Il y a deux ans, nous avions quitté Spirou au sortir d’une aventure étonnante, au cours de laquelle il s’était démené seul face à une machine financière presque trop forte pour lui. Nous le retrouvons cette fois tranquillement chez lui, commentant l’actualité en compagnie de Fantasio. Le groom de Sniper Alley démarre en effet par une apparente bonne nouvelle.
C’est tout chaud : à la suite d’une guerre menée par les troupes occidentales, le dictateur de l’Aswana est tombé. L’événement a de nombreuses conséquences, dont l’arrivée impromptue de ce bon vieux Vito Cortizone chez notre duo de reporters. Vito, en bon maffieux New Yorkais, leur impose un chantage impliquant qu’ils lui ramènent un fabuleux trésor antique bien planqué en Aswana, désormais accessible suite à la fin de la guerre. Spirou et Fantasio n’ont évidemment pas le choix, ils enfilent leurs plus beaux costumes d’aventuriers et atterrissent au beau milieu d’un pays pas si pacifié que ça.
Pour cet album, Yoann et Vehlmann se sont tournés vers l’actualité géopolitique et l’ont passée à la moulinette d’une BD tout public. La situation de l’Aswana, territoire fictif que l’on devine situé au Moyen-Orient, évoque celle de l’Irak, de la Libye et de l’Afghanistan. Autant de pays dont les régimes ont été renversés suite à une intervention occidentale.

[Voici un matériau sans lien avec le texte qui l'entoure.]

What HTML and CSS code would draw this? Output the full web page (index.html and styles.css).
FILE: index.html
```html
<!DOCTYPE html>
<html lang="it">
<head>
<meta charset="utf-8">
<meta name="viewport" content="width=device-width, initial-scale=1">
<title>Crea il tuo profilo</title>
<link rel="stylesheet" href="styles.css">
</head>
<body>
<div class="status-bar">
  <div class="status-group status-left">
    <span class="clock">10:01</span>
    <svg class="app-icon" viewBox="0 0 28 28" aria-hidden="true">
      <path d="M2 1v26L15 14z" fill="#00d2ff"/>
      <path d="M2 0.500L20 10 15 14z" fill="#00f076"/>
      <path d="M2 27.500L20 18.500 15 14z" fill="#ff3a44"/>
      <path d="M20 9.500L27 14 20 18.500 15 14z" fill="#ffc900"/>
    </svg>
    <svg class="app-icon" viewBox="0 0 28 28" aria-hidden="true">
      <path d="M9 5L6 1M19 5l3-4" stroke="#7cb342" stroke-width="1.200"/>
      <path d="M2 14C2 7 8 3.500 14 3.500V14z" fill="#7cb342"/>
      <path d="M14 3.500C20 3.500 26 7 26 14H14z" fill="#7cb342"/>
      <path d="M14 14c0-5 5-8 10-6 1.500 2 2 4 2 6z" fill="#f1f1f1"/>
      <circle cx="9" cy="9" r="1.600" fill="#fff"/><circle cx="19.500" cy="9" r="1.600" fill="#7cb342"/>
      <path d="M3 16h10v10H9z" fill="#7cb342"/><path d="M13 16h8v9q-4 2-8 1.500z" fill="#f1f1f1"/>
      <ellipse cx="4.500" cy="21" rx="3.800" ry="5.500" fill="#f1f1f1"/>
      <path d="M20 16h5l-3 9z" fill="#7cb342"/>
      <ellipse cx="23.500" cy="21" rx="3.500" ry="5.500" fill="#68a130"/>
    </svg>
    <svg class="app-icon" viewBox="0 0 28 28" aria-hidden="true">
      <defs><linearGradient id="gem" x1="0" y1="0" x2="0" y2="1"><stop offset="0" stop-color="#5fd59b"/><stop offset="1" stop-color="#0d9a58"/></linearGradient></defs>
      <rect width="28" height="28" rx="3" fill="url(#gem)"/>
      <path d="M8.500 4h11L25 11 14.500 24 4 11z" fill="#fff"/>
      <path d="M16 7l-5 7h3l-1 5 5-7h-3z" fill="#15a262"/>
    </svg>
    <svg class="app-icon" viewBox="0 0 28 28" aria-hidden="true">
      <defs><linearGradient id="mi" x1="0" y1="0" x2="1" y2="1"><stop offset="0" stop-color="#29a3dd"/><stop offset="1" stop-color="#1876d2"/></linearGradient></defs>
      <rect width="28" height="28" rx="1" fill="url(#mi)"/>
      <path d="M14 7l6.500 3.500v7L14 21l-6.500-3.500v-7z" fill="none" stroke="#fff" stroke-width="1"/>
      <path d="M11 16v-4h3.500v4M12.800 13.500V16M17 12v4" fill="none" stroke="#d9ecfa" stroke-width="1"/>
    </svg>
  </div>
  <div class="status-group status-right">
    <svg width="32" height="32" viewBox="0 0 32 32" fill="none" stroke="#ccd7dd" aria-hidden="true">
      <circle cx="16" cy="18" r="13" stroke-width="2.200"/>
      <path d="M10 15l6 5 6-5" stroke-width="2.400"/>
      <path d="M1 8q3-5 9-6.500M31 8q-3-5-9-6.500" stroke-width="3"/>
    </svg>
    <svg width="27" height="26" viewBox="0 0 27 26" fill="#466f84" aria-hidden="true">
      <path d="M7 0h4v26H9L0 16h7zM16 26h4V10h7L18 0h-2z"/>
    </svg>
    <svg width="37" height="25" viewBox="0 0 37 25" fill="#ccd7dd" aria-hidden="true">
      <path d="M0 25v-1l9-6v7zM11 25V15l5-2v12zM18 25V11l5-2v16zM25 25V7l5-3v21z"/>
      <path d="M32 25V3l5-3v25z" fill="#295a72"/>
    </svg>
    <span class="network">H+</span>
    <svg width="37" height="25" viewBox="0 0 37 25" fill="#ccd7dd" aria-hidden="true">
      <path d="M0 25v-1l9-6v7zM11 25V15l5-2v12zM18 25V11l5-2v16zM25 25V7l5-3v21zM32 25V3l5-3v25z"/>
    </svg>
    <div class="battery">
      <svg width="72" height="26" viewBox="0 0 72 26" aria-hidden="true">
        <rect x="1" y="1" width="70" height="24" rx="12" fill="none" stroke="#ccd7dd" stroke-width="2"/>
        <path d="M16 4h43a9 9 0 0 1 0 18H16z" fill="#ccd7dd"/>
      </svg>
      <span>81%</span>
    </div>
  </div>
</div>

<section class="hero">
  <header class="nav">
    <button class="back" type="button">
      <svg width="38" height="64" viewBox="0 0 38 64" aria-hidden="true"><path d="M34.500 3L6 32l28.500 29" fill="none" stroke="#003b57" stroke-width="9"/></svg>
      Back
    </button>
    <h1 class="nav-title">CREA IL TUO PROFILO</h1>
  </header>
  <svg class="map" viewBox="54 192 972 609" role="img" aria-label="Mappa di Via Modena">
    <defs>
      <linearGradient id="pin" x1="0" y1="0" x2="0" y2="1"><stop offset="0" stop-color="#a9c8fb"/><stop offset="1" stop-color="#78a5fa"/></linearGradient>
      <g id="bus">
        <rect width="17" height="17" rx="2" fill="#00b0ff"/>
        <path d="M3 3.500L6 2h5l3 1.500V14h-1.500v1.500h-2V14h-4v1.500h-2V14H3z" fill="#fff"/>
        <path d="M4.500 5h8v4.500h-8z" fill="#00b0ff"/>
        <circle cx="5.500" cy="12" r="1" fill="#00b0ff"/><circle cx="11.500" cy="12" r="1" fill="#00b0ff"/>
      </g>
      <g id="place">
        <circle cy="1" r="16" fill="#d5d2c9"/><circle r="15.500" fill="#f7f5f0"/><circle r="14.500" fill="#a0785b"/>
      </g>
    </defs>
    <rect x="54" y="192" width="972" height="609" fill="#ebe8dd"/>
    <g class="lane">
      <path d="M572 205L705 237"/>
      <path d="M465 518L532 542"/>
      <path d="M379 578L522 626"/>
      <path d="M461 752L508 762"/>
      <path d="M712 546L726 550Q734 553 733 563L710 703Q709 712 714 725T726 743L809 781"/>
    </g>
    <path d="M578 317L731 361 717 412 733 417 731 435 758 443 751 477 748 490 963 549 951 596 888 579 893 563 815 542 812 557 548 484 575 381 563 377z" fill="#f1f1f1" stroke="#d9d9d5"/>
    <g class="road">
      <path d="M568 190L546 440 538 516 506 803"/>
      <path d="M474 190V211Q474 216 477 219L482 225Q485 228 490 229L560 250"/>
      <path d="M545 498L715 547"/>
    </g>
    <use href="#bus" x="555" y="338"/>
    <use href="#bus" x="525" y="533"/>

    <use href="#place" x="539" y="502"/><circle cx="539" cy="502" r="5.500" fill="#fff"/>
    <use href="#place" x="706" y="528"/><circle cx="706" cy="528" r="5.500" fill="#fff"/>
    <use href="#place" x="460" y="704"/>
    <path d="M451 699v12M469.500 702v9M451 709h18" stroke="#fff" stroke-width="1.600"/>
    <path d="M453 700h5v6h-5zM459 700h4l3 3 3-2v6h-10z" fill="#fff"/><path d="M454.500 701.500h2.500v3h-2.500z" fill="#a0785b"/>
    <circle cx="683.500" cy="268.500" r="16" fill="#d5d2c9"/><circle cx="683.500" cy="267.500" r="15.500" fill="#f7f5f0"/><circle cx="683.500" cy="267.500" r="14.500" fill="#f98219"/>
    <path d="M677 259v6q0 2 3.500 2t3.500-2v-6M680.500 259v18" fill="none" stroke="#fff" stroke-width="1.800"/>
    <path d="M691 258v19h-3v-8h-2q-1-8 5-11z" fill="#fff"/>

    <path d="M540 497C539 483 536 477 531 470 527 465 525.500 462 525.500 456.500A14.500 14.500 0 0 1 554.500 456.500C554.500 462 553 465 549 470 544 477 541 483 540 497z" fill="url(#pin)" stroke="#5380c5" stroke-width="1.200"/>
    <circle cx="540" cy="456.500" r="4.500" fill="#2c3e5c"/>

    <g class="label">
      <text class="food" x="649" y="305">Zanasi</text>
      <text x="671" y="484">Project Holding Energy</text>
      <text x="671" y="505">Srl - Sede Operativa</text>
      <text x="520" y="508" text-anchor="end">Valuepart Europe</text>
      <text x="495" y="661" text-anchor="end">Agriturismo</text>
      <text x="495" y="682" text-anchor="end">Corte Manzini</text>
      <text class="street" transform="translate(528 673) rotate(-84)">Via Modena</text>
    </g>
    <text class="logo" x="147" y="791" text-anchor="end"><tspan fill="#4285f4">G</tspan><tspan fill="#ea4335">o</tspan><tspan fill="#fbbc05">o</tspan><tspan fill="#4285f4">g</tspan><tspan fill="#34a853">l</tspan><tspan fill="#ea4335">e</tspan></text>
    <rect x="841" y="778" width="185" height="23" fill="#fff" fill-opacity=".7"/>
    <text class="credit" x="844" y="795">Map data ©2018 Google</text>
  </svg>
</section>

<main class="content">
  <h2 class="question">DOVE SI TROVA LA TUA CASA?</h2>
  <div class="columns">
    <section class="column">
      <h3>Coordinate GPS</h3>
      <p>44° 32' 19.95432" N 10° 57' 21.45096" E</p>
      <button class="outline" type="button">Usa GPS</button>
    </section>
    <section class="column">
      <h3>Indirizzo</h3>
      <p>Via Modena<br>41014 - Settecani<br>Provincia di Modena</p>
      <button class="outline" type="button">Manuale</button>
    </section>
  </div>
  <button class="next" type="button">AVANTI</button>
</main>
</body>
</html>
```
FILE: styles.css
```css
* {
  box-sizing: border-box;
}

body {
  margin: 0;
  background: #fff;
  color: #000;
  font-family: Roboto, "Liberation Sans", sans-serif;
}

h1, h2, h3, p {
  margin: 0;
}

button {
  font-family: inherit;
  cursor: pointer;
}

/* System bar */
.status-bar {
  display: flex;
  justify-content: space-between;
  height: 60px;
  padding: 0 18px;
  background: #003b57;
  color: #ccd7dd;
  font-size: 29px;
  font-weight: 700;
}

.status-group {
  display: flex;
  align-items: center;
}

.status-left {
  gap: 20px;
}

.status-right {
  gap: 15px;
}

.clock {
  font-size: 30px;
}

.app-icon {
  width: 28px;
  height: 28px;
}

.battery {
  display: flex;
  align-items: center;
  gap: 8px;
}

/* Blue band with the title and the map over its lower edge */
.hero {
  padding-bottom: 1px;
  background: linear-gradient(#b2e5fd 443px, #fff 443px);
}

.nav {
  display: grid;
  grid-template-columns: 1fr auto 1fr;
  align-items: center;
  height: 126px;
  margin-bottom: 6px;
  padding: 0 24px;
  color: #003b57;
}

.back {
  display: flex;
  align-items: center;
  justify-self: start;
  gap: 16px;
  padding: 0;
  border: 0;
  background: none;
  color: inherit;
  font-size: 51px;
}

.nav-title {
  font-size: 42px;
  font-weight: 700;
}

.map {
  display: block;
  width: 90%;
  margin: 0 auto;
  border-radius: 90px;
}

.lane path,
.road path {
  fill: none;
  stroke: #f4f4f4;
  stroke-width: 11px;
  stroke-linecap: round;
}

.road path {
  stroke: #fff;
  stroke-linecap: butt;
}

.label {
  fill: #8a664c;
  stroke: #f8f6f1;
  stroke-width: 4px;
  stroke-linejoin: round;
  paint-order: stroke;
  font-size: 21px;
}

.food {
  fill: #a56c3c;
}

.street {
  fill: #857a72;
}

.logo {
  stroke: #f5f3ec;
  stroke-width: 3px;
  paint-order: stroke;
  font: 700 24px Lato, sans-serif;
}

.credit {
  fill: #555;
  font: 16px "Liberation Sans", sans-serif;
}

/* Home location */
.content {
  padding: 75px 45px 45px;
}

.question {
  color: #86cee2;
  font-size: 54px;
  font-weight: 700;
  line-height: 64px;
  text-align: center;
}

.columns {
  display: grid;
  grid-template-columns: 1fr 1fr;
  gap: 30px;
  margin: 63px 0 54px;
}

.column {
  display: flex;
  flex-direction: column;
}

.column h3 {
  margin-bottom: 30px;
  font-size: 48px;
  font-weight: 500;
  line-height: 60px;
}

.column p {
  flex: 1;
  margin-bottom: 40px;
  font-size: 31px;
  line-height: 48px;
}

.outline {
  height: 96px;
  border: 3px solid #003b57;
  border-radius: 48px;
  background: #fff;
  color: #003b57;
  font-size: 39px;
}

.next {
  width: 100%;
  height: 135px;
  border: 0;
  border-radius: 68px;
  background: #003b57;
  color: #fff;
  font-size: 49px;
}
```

A leur arrivée en Aswana, nos héros sont accueillis par des troupes franco-belges restées sur places pour gérer une situation chaotique à laquelle elles n’étaient pas préparées, même si la presse au pays se réjouit de leur glorieuse victoire. Comme la dernière décennie l’a suffisamment démontré, une fois la guerre finie commencent en effet les déconvenues de l’après-guerre : l’instabilité, les pillages, et rapidement la nostalgie de l’ancien régime dans le chef de certains. Tout cela est évoqué dans cet album, ce qui mérite d’être salué, car articuler tout ça en quarante-huit pages censées faire rire le lecteur et sans tomber dans le mauvais goût n’a pas dû être chose facile.
Sous le feu des balles, Spirou et Fantasio sont rapidement rejoints par une autre tête connue. Cette dernière et Vito ne sont d’ailleurs pas les seules vieilles connaissances que nous retrouvons dans ce Groom de Sniper Alley. En fait, l’album dégueule de fan service. Ils sont presque tous là. On se demande même comment certains tiennent encore debout, tellement ils évoquent un passé lointain. Ce serait presque trop, mais on ne peut pas s’empêcher de sourire en retrouvant tous ces personnages issus d’époques très différentes de la série. Quant à l’histoire elle-même, on peut regretter qu’elle manque globalement d’intensité. En fait, le lecteur n’a pas vraiment le temps de s’inquiéter pour ses héros, qui résolvent leurs problèmes de façon très expéditive. Malgré tout, l’humour de Vehlmann fait, lui, souvent mouche.
Le groom de Sniper Alley est en conclusion un album qui compense ses faiblesses par son rythme et son humour, tout en se permettant un propos pas évident vu le public visé. Il s’agit peut-être du meilleur épisode de Yoann et Vehlmann depuis le hors série Les géants pétrifiés, dont il reprend d’ailleurs certains thèmes mais malheureusement pas le style de dessin si caractéristique. Quant à l’avenir, l’acquisition de Marsu Productions par les Editions Dupuis ne peut que donner confiance, même si la pression sur les épaules des auteurs est plus forte que jamais.